Où est la plus grosse réserve de voix de Marine Le Pen ?
Elle est dans l'abstention différentielle. En réalité, ce qui va se jouer pour le deuxième tour, c'est quel va être le plus haut niveau de haine ? A l'égard de qui va s'exprimer le plus haut niveau de haine ? Dans l'électorat Mélenchon et dans l'électorat de gauche en général, le niveau de détestation d’Emmanuel Macron sera-t-il suffisant pour faire en sorte que Marine Le Pen puisse gagner ? C'est ça, la vraie question qui se pose. Le front républicain n'existe plus parce que les électeurs ne sont plus dupes. Cela fait trois fois qu'on leur demande de voter contre un Le Pen, Jean-Marie puis Marine. Un certain nombre d'entre eux disent qu'ils n'iront pas cette fois. Plus d'un quart des Français se sont abstenus, on parle des trois-quarts qui restent. Il pourrait y avoir une abstention encore plus forte au deuxième tour. Et avec cette abstention différentielle, si elle vient d'une portion de la gauche ou de ce qui était sociologiquement la gauche d’antan, alors Marine Le Pen pourrait éventuellement créer une surprise. C'est ce qu'elle espère : d'abord en récupérant à son profit une partie de ce qui reste de la droite, et de ce qui reste des électeurs de gauche, en polarisant très fortement sur le mécontentement à l'égard d'Emmanuel Macron. Ensuite, en disant à mi-mot : avec moi la guerre avec Poutine n'aura pas lieu, je le connais et on va s'entendre.
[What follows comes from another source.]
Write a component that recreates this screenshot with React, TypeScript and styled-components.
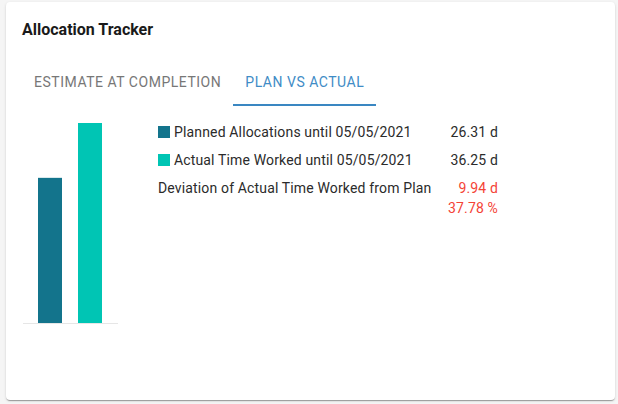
import React, { useState } from 'react';
import styled, { createGlobalStyle } from 'styled-components';

const GlobalStyle = createGlobalStyle`
  body {
    margin: 0;
    background: #f5f5f5;
    font-family: Roboto, "Liberation Sans", Arial, sans-serif;
    color: rgba(0, 0, 0, 0.87);
  }
`;

const Card = styled.div`
  margin: 2px 3px 4px 6px;
  height: 398px;
  background: #fff;
  border-radius: 4px;
  box-shadow: 0 2px 1px -1px rgba(0, 0, 0, 0.2), 0 1px 1px 0 rgba(0, 0, 0, 0.14),
    0 1px 3px 0 rgba(0, 0, 0, 0.12);
  box-sizing: border-box;
  padding: 16px 16px 0 16px;
`;

const Title = styled.h2`
  margin: 0;
  font-size: 16px;
  line-height: 24px;
  font-weight: 700;
  color: #1a1a1a;
`;

const TabBar = styled.div`
  display: flex;
  margin-top: 16px;
  height: 48px;
`;

const Tab = styled.button<{ $active?: boolean }>`
  position: relative;
  background: none;
  border: none;
  padding: 0 12px;
  height: 48px;
  font-family: inherit;
  font-size: 14px;
  font-weight: 400;
  letter-spacing: 0.52px;
  text-transform: uppercase;
  color: ${(p) => (p.$active ? '#3f8cc6' : '#777777')};
  cursor: pointer;

  &::after {
    content: '';
    position: absolute;
    left: 0;
    right: 0;
    bottom: 0;
    height: 2px;
    background: ${(p) => (p.$active ? '#3a87c2' : 'transparent')};
  }
`;

const Content = styled.div`
  display: flex;
  align-items: flex-start;
  padding: 12px 0 0 1px;
`;

const Legend = styled.div`
  display: grid;
  grid-template-columns: 1fr auto;
  align-items: start;
  row-gap: 8px;
  width: 340px;
  margin: 4px 0 0 40px;
  font-size: 14px;
  line-height: 20px;
  letter-spacing: 0.15px;
  color: #2b2b2b;
`;

const Label = styled.div`
  display: flex;
  align-items: center;
  gap: 4px;
`;

const Swatch = styled.span<{ $color: string }>`
  width: 12px;
  height: 12px;
  background: ${(p) => p.$color};
`;

const Value = styled.div<{ $bad?: boolean }>`
  text-align: right;
  color: ${(p) => (p.$bad ? '#f44336' : '#2b2b2b')};
`;

const PLAN = '#13748c';
const ACTUAL = '#00c5b4';

const rows = [
  { color: PLAN, label: 'Planned Allocations until 05/05/2021', value: 26.31 },
  { color: ACTUAL, label: 'Actual Time Worked until 05/05/2021', value: 36.25 },
];

const BarChart: React.FC<{ values: number[] }> = ({ values }) => {
  const max = Math.max(...values);
  const base = 205;
  return (
    <svg width="95" height="207" viewBox="0 0 95 207">
      {values.map((v, i) => {
        const h = (v / max) * 200;
        return (
          <rect key={i} x={15 + i * 40} y={base - h} width="24" height={h} fill={i === 0 ? PLAN : ACTUAL} />
        );
      })}
      <line x1="0" x2="95" y1={base + 0.5} y2={base + 0.5} stroke="#e6e6e6" strokeWidth="1" />
    </svg>
  );
};

export default function App() {
  const [tab, setTab] = useState(1);
  const planned = rows[0].value;
  const actual = rows[1].value;
  const diff = actual - planned;
  const pct = (diff / planned) * 100;

  return (
    <>
      <GlobalStyle />
      <Card>
        <Title>Allocation Tracker</Title>
        <TabBar>
          <Tab $active={tab === 0} onClick={() => setTab(0)}>Estimate at Completion</Tab>
          <Tab $active={tab === 1} onClick={() => setTab(1)}>Plan vs Actual</Tab>
        </TabBar>
        <Content>
          <BarChart values={[planned, actual]} />
          <Legend>
            {rows.map((r) => (
              <React.Fragment key={r.label}>
                <Label>
                  <Swatch $color={r.color} />
                  {r.label}
                </Label>
                <Value>{r.value.toFixed(2)} d</Value>
              </React.Fragment>
            ))}
            <Label>Deviation of Actual Time Worked from Plan</Label>
            <Value $bad>
              {diff.toFixed(2)} d
              <br />
              {pct.toFixed(2)} %
            </Value>
          </Legend>
        </Content>
      </Card>
    </>
  );
}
Et puis en disant : cette fois, vous avez l'occasion de chambouler le système véritablement ; regardez : je ne suis plus ce qu'était mon père, ce n'est plus si grave, je ne suis plus d'extrême droite. Tout cela cumulé pourrait nous mener à une forme d'accident politique si Emmanuel Macron et les troupes qui devraient le soutenir ne mesurent pas l'ampleur de l'enjeu.